Tips to avoid the sandbox:

  • Build for a tight niche within a broad category
  • Only get relevant backlinks
  • Avoid being associated with bad neighborhoods - even 2 or 3 clicks away!
  • Only put your site in relevant directories that have standards for inclusion
  • Keep your site on-topic until it is firmly established
  • Go slow when expanding into new content areas

Things that will trip the sandbox:

  • Jumping off-topic. This is difficult to determine sometimes because "off topic" isn’t just out of your industry but is within your broad category. A site dedicated to [yellow widgets] that suddenly posts content about [blue widgets] may take a hit.
  • Irrelevant BLs. These confuse Google. Google *thinks* it knows where the site should appear (hence the placement with the allin: commands) but isn’t sure.
  • General BLs. These don’t do anything for your rank anyway, may confuse Google, and are often within 3 clicks of a bad neighborhood.
  • Linking too close to untrusted sites.

Final Thoughts

There is a certain irony about how the sandbox works. SEOs chasing PR are likely digging themselves in deeper as they get many more irrelevant backlinks to achieve a high PR.

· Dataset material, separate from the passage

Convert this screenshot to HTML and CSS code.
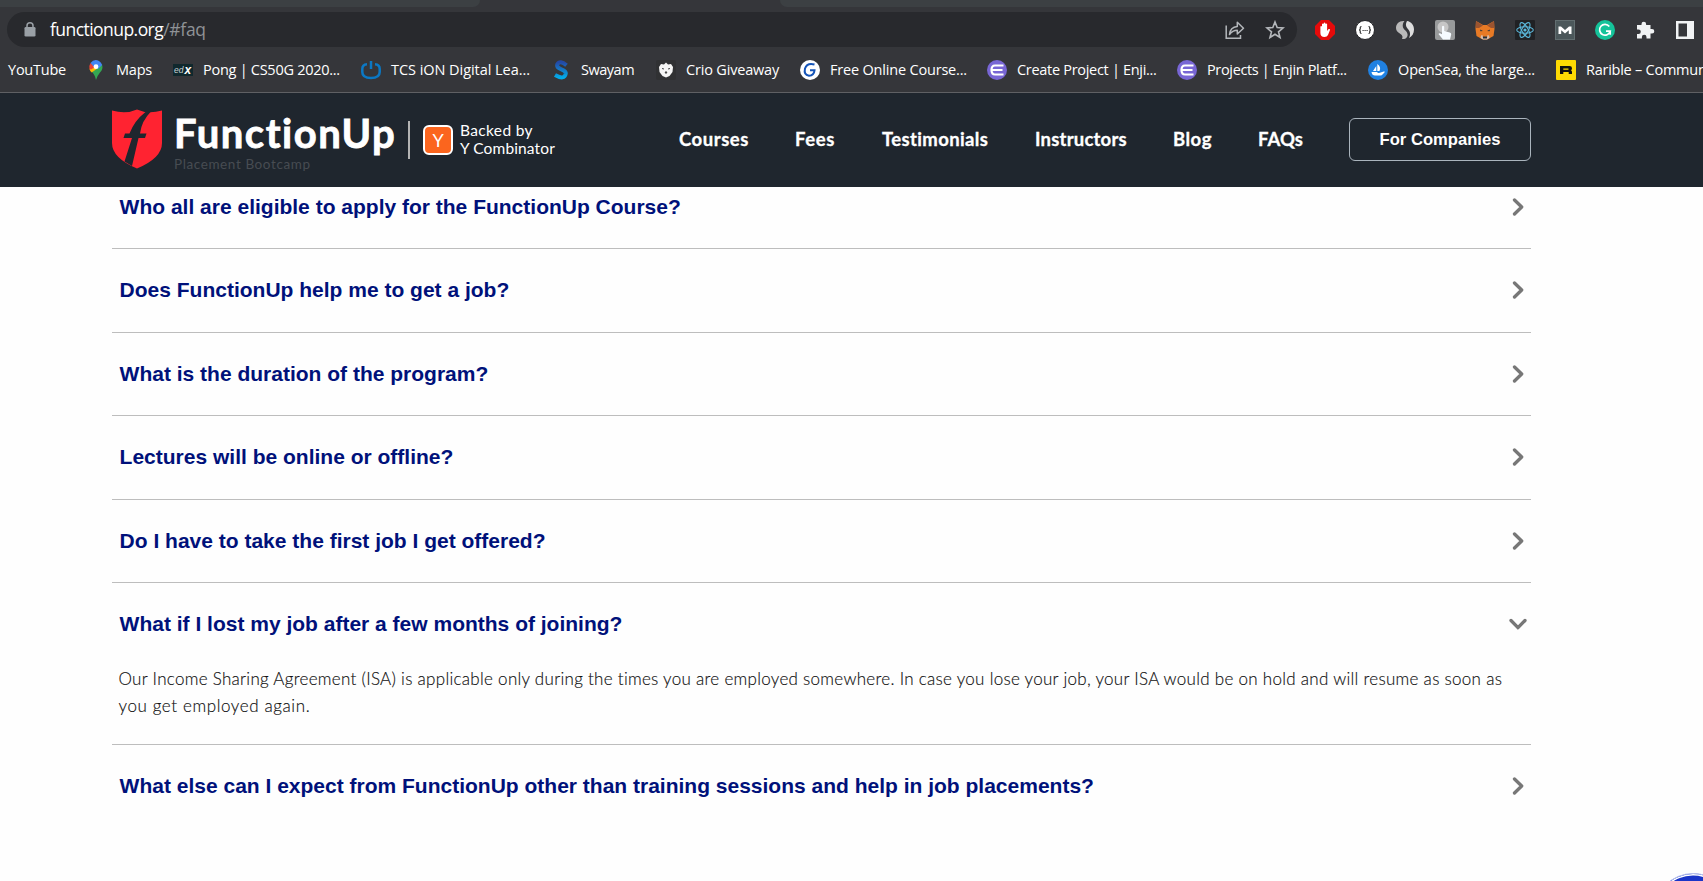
FILE: index.html
```html
<!DOCTYPE html>
<html lang="en">
<head>
<meta charset="utf-8">
<title>FunctionUp FAQ</title>
<link rel="stylesheet" href="styles.css">
</head>
<body>
<svg width="0" height="0" class="defs"><symbol id="chev" viewBox="0 0 18 18"><path d="M5.500 2L12.700 9L5.500 16" fill="none" stroke="#777" stroke-width="3.300" stroke-linecap="round" stroke-linejoin="round"/></symbol></svg>
<div class="browser">
  <div class="tabs"><div class="tab tab-left"></div><div class="tab tab-right"></div></div>
  <div class="toolbar">
    <div class="omnibox">
      <svg class="lock" width="12" height="15" viewBox="0 0 12 15"><rect x="0.5" y="5" width="11" height="9.5" rx="1.3" fill="#9aa0a6"/><path d="M3 6V3.800a3 3 0 0 1 6 0V6" fill="none" stroke="#9aa0a6" stroke-width="1.5"/></svg>
      <div class="url">functionup.org<span class="path">/#faq</span></div>
      <svg class="share" width="20" height="20" viewBox="0 0 20 20" fill="none" stroke="#b4b7bb" stroke-width="1.5"><path d="M1.200 5.500V18.200H15.500V15"/><path d="M4.500 14.500C5 9.500 8 6.800 12.300 6.500V2.300L18.500 8.200L12.300 14V10.200C8.500 10.200 6.500 11.500 4.500 14.500Z" stroke-linejoin="round"/></svg>
      <svg class="star" width="20" height="20" viewBox="0 0 20 20"><path d="M10 2L12.200 7.600L18 8L13.500 11.800L15 17.500L10 14.300L5 17.500L6.500 11.800L2 8L7.800 7.600Z" fill="none" stroke="#b4b7bb" stroke-width="1.6"/></svg>
    </div>
    <div class="extensions">
      <svg width="20" height="20" viewBox="0 0 20 20"><path d="M6 0h8l6 6v8l-6 6H6l-6-6V6Z" fill="#e60b0b"/><path d="M5.400 10.500V6.500q.8-1 1.600 0V9V4q.9-1 1.700 0V8.500V3q.9-1 1.700 0V8.500V4q.9-1 1.700 0V11l1.500-2q1.500-.3 1.500.7L13 15q-1 2-3.500 2Q5.400 17 5.400 13Z" fill="#fff"/></svg>
      <svg width="20" height="20" viewBox="0 0 20 20"><circle cx="10" cy="10" r="9.500" fill="#fff" stroke="#222326"/><path d="M6.500 6.500Q5 6.500 5.300 8.500Q5.300 10 4 10Q5.300 10 5.300 11.500Q5 13.500 6.500 13.500M13.500 6.500Q15 6.500 14.700 8.500Q14.700 10 16 10Q14.700 10 14.700 11.500Q15 13.500 13.500 13.500" fill="none" stroke="#333" stroke-width="1.200"/><path d="M7.500 10.500h1.200M9.500 10.500h1.200M11.500 10.500h1.200" stroke="#333"/></svg>
      <svg width="20" height="20" viewBox="0 0 20 20"><path d="M9.500 1C4 .5 1 4 1 8c0 3 2 4.500 4.500 6c2 1.300 2.500 3 1.500 5c4 .5 6-2 5.500-5C12 11 9 10 8 7.500C7.300 5 8 2.500 9.500 1Z" fill="#b9b9b9"/><path d="M12 1c4 .5 7 4 7 8.500c0 4-2 7-5 8.500c2-4 1-7-1.500-9.500C10.500 6 10.500 3.500 12 1Z" fill="#dedede"/></svg>
      <svg width="20" height="20" viewBox="0 0 20 20"><rect width="20" height="20" rx="2" fill="#989a9b"/><circle cx="8" cy="7" r="5.500" fill="#c6c6c6"/><path d="M7 6.500q1-1.500 2.200 0V11l5.500 1.500q1.800.5 1.500 2L15 19.500H8L3.500 14q.8-1.500 3.500.3Z" fill="#f6fbff"/></svg>
      <svg width="20" height="20" viewBox="0 0 20 20"><path d="M1 1L8 5H12L19 1L19.500 9L18.500 16L14 18.500L12 19.500H8L6 18.500L1.500 16L.5 9Z" fill="#e77a25"/><path d="M1 1L8 5.500L4 8L.7 8ZM19 1L12 5.500L16 8L19.300 8Z" fill="#9b5430"/><path d="M6 15.500L7.500 15L8 18H12L12.500 15L14 15.500L14.500 18L12 19.500H8L5.500 18Z" fill="#d5bfb2"/><path d="M5 9.500L8 11L5.500 11.300ZM15 9.500L12 11L14.500 11.300ZM8 16.500h4V18.500H8Z" fill="#25313c"/></svg>
      <svg width="20" height="20" viewBox="0 0 20 20"><rect width="20" height="20" rx="1" fill="#202124"/><g fill="none" stroke="#5bb8db" stroke-width="1.100"><ellipse cx="10" cy="10" rx="8.300" ry="3.200"/><ellipse cx="10" cy="10" rx="8.300" ry="3.200" transform="rotate(60 10 10)"/><ellipse cx="10" cy="10" rx="8.300" ry="3.200" transform="rotate(120 10 10)"/></g><circle cx="10" cy="10" r="1.600" fill="#5bb8db"/></svg>
      <svg width="20" height="20" viewBox="0 0 20 20"><rect x=".5" y=".5" width="19" height="19" fill="#4c585b" stroke="#626e70"/><path d="M3.500 14V6.500H6L10 10L14 6.500H16.500V14H13.800V10.300L10 13.500L6.200 10.300V14Z" fill="#fff"/></svg>
      <svg width="20" height="20" viewBox="0 0 20 20"><circle cx="10" cy="10" r="10" fill="#15c39a"/><path d="M14.300 6.500A5.400 5.400 0 1 0 15.200 11.200H11M15.200 10.500V14.700" fill="none" stroke="#fff" stroke-width="1.700"/></svg>
      <svg width="20" height="20" viewBox="0 0 20 20"><path d="M2 5H6.500V4a2.300 2.300 0 0 1 4.600 0V5H15.500V9H17a2.300 2.300 0 0 1 0 4.600H15.500V18.500H11.500V17a2.300 2.300 0 0 0-4.600 0V18.500H2V14H3.500a2.300 2.300 0 0 0 0-4.600H2Z" fill="#f1f3f4"/></svg>
      <svg width="20" height="20" viewBox="0 0 20 20"><path d="M1 1H19V19H1ZM3.500 3.500V16.500H12V3.500Z" fill="#f1f3f4" fill-rule="evenodd"/></svg>
    </div>
  </div>
  <div class="bookmarks">
    <div class="bm b0">YouTube</div>
    <div class="bm b1"><svg width="20" height="20" viewBox="0 0 20 20"><path d="M10 20Q9 14.500 5.500 11.500L10 7L16 4.500Q17.500 9 14 12.500Q11 16 10 20Z" fill="#34a853"/><path d="M3.500 9L8 4L12 8L5.700 12.500Q4 11 3.500 9Z" fill="#fbbc04"/><path d="M4.500 3L9 7L5 9.500L3.500 9Q2.800 5.500 4.500 3Z" fill="#ea4335"/><path d="M4.500 3Q8-1.500 13 .9Q15.300 2.200 16.200 5L12 9L8 7Z" fill="#4285f4"/><circle cx="10" cy="6.700" r="2.400" fill="#fff"/></svg>Maps</div>
    <div class="bm b2"><svg width="20" height="20" viewBox="0 0 20 20"><rect x="0" y="4" width="20" height="12" fill="#10282d"/><text x="1" y="12.500" class="edx-ed">ed</text><text x="11.500" y="14" class="edx-x">x</text></svg>Pong | CS50G 2020...</div>
    <div class="bm b3"><svg width="20" height="20" viewBox="0 0 20 20"><path d="M6 4.200Q1.300 4.500 1.300 9V12Q1.300 18 10 18T18.700 12V9Q18.700 4.500 14 4.200M10 1V9" fill="none" stroke="#0b78c4" stroke-width="2.500"/></svg>TCS iON Digital Lea...</div>
    <div class="bm b4"><svg width="20" height="20" viewBox="0 0 20 20"><defs><linearGradient id="sw" x1="0" y1="0" x2="0" y2="1"><stop stop-color="#2449a6"/><stop offset="1" stop-color="#03aae8"/></linearGradient></defs><path d="M15.500 5.300Q9-.2 6.200 4.500C4.500 10 15.500 8.500 14.800 13.500Q13.500 20.500 4 15" fill="none" stroke="url(#sw)" stroke-width="4"/></svg>Swayam</div>
    <div class="bm b5"><svg width="20" height="20" viewBox="0 0 20 20"><rect width="20" height="20" rx="2" fill="#303133"/><path d="M10 2.500L12 4.500L15 4L17 7L16.500 12L13.500 16L10 17.500L6.500 16L3.500 12L3 7L5 4L8 4.500Z" fill="#f5f5f5"/><path d="M6 8.500l2 .5M14 8.500l-2 .5M9 12h2L10 13.500Z" stroke="#444" fill="#444"/></svg>Crio Giveaway</div>
    <div class="bm b6"><svg width="20" height="20" viewBox="0 0 20 20"><circle cx="10" cy="10" r="10" fill="#fff"/><path d="M14.500 4.500Q7 2.500 5 8.500Q3.500 15 9 15.700Q14 15.500 14.500 10.300H10" fill="none" stroke="#1554b8" stroke-width="2"/></svg>Free Online Course...</div>
    <div class="bm b7"><svg width="20" height="20" viewBox="0 0 20 20"><circle cx="10" cy="10" r="10" fill="#7866d5"/><path d="M16.500 5.500H8Q4.500 5.500 4.500 10T8 14.500H16.500M5 10H15.500" fill="none" stroke="#fff" stroke-width="2.200"/></svg>Create Project | Enji...</div>
    <div class="bm b8"><svg width="20" height="20" viewBox="0 0 20 20"><circle cx="10" cy="10" r="10" fill="#7866d5"/><path d="M16.500 5.500H8Q4.500 5.500 4.500 10T8 14.500H16.500M5 10H15.500" fill="none" stroke="#fff" stroke-width="2.200"/></svg>Projects | Enjin Platf...</div>
    <div class="bm b9"><svg width="20" height="20" viewBox="0 0 20 20"><circle cx="10" cy="10" r="10" fill="#2081e2"/><path d="M9.300 4Q13.500 7 11.500 11H9.300ZM8.300 6V11H5ZM3.500 12H9.500V13H11L16.500 11.300V12.500L14.500 14.500Q14 15.500 12.500 15.500H7Q4 15.500 3.500 12Z" fill="#fff"/></svg>OpenSea, the large...</div>
    <div class="bm b10"><svg width="20" height="20" viewBox="0 0 20 20"><rect width="20" height="20" rx="1" fill="#feda03"/><path d="M4 6H13.500Q16 6 16 8.300Q16 9.800 15 10.200Q16 10.700 16 12V14H12.700V12H7.300V14H4ZM7.300 8.500V9.700H12.300Q13 9 12.300 8.500Z" fill="#111" fill-rule="evenodd"/></svg>Rarible – Commun</div>
  </div>
</div>

<header class="header">
  <svg class="shield" width="50" height="60" viewBox="0 0 50 60"><path d="M0 1.500Q14 5.500 25 .5Q36 5.500 50 1.500V34Q50 49 25 59.500Q0 49 0 34Z" fill="#ff2331"/><path d="M33.500 3L39 2.500Q29.500 12 28 24.500H34.500L33 29H26.500L20 57L12.500 52.500L20 29H11.500L13 24.500H17.500Q22.500 11.500 33.500 3Z" fill="#1f262e"/></svg>
  <div class="brand">
    <div class="brand-name">FunctionUp</div>
    <div class="brand-sub">Placement Bootcamp</div>
  </div>
  <div class="divider"></div>
  <div class="yc">Y</div>
  <div class="backed"><div class="by">Backed by</div><div>Y Combinator</div></div>
  <nav class="nav"><a class="n0">Courses</a><a class="n1">Fees</a><a class="n2">Testimonials</a><a class="n3">Instructors</a><a class="n4">Blog</a><a class="n5">FAQs</a></nav>
  <div class="button">For Companies</div>
</header>

<main class="faq">
  <div class="item first"><div class="q">Who all are eligible to apply for the FunctionUp Course?<svg class="chev"><use href="#chev"/></svg></div></div>
  <div class="item"><div class="q">Does FunctionUp help me to get a job?<svg class="chev"><use href="#chev"/></svg></div></div>
  <div class="item"><div class="q">What is the duration of the program?<svg class="chev"><use href="#chev"/></svg></div></div>
  <div class="item"><div class="q">Lectures will be online or offline?<svg class="chev"><use href="#chev"/></svg></div></div>
  <div class="item"><div class="q">Do I have to take the first job I get offered?<svg class="chev"><use href="#chev"/></svg></div></div>
  <div class="item open"><div class="q">What if I lost my job after a few months of joining?<svg class="chev down"><use href="#chev"/></svg></div>
    <p class="answer">Our Income Sharing Agreement (ISA) is applicable only during the times you are employed somewhere. In case you lose your job, your ISA would be on hold and will resume as soon as <span class="rest">you get employed again.</span></p></div>
  <div class="item last"><div class="q">What else can I expect from FunctionUp other than training sessions and help in job placements?<svg class="chev"><use href="#chev"/></svg></div></div>
</main>
<div class="chat-clip"><div class="chat"></div></div>
</body>
</html>
```
FILE: styles.css
```css
* { box-sizing: border-box; }
body { margin: 0; width: 1703px; height: 881px; overflow: hidden; position: relative; background: #fefefe; font-family: "Liberation Sans", sans-serif; }
svg { display: block; flex: none; }
.defs { position: absolute; }

.browser { height: 93px; background: #35363a; border-bottom: 1px solid #5f6064; overflow: hidden; }
.tabs { height: 7px; display: flex; justify-content: space-between; }
.tab { height: 7px; background: #3c4043; }
.tab-left { width: 480px; border-bottom-right-radius: 8px; }
.tab-right { width: 923px; border-bottom-left-radius: 8px; }
.toolbar { display: flex; height: 45px; padding: 5px 0 5px 7px; }
.omnibox { width: 1290px; height: 35px; border-radius: 18px; background: #28292d; display: flex; align-items: center; padding: 0 12px 0 17px; }
.lock { margin-right: 14px; }
.url { flex: 1; font: 17.500px "Open Sans", sans-serif; letter-spacing: -0.550px; color: #fff; white-space: nowrap; padding-bottom: 1px; }
.path { color: #8f9296; letter-spacing: -0.3px; }
.share { margin-right: 20px; }
.extensions { display: flex; align-items: center; gap: 20px; margin-left: 17.500px; }
.bookmarks { height: 36px; display: flex; align-items: center; color: #fff; font: 14.500px "Open Sans", sans-serif; white-space: nowrap; padding-bottom: 1px; }
.bm { display: flex; align-items: center; gap: 10px; flex: none; }
.b0 { width: 78px; margin-left: 8px; letter-spacing: -0.23px; }
.b1 { width: 87px; letter-spacing: -0.2px; }
.b2 { width: 188px; letter-spacing: -0.27px; }
.b3 { width: 190px; letter-spacing: -0.05px; }
.b4 { width: 105px; letter-spacing: -0.48px; }
.b5 { width: 144px; letter-spacing: -0.18px; }
.b6 { width: 187px; letter-spacing: -0.19px; }
.b7 { width: 190px; letter-spacing: -0.3px; }
.b8 { width: 191px; letter-spacing: -0.35px; }
.b9 { width: 188px; letter-spacing: -0.14px; }
.b10 { letter-spacing: -0.25px; }
.edx-ed { font: italic 8.500px "Liberation Sans", sans-serif; fill: #c8d3d5; letter-spacing: 0; }
.edx-x { font: italic bold 12px "Liberation Sans", sans-serif; fill: #fff; letter-spacing: 0; }

.header { height: 94px; background: #1f262e; display: flex; align-items: center; padding: 0 172px 2px 112px; color: #fff; }
.shield { margin-right: 12px; }
.brand { width: 234px; white-space: nowrap; padding-top: 5px; }
.brand-name { font: bold 40px/45px Lato, sans-serif; letter-spacing: 1.500px; -webkit-text-stroke: 0.800px #fff; }
.brand-sub { font: 13.500px/16px Lato, sans-serif; letter-spacing: 0.600px; color: #474c52; }
.divider { width: 2px; height: 38px; background: #b3b3b3; margin: 1px 13px 0 0; }
.yc { width: 30px; height: 30px; margin-top: 1px; border: 2px solid #fff; border-radius: 6px; background: #fb651e; text-align: center; font: 18px/27px Lato, sans-serif; }
.backed { margin-left: 7px; width: 219px; font: 15.500px/18px Lato, sans-serif; letter-spacing: 0.130px; white-space: nowrap; }
.by { letter-spacing: 0.360px; }
.nav { display: flex; flex: none; font: bold 18.500px Lato, sans-serif; -webkit-text-stroke: 0.300px #fff; }
.n0 { width: 116px; letter-spacing: 0.550px; }
.n1 { width: 87px; letter-spacing: 0.600px; }
.n2 { width: 153px; letter-spacing: 0.370px; }
.n3 { width: 138px; letter-spacing: 0.220px; }
.n4 { width: 85px; letter-spacing: 0.500px; }
.n5 { width: 91px; letter-spacing: 0.050px; }
.button { width: 182px; height: 43px; border: 1px solid #aab4bd; border-radius: 6px; text-align: center; font-weight: bold; font-size: 16.600px; line-height: 41px; flex: none; }

.faq { width: 1419px; margin-left: 112px; }
.item { height: 83.500px; border-bottom: 1px solid #bdbdbd; }
.first { height: 62px; }
.first .q { height: 40px; }
.open { height: 162px; }
.last { border: 0; }
.q { height: 82px; padding: 0 4.500px 0 7.600px; display: flex; align-items: center; justify-content: space-between; font-weight: bold; font-size: 21px; color: #00117a; white-space: nowrap; }
.chev { width: 18px; height: 18px; }
.down { transform: rotate(90deg); }
.answer { margin: 0; padding-left: 6.500px; width: 1400px; font: 300 17px/27px Lato, sans-serif; letter-spacing: 0.286px; color: #111; -webkit-text-stroke: 0.150px #111; }
.rest { letter-spacing: 0.600px; }
.chat-clip { position: absolute; right: 0; bottom: 0; width: 50px; height: 9px; overflow: hidden; }
.chat { margin: 1px 0 0 1px; width: 78px; height: 78px; border-radius: 50%; border: 1px solid #b8c2ee; background: #1a35c8; box-shadow: inset 0 0 0 1.500px #fff; }
```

TrustRank and the Category filter are two different things with the same result. And the sandbox isn’t so much a filter as an effect.

Age has nothing to do with the sandbox, but time does once you’re in it.

Another way to think of the sandbox is a "confidence test". Google needs to be certain they are making the right decision when placing your site high in the SERPs. For this they need clarity about your site content. That clarity comes from a few onpage factors but mainly by the links pointing to it.

Advertising on your site may raise a flag for a closer look. Use the "nofollow" attribute on any purchased links or affiliate links you have on your site.

The biggest flaw in this is that I am taking other web developers and Matt Cutts at their word. Testing will show things one way or the other.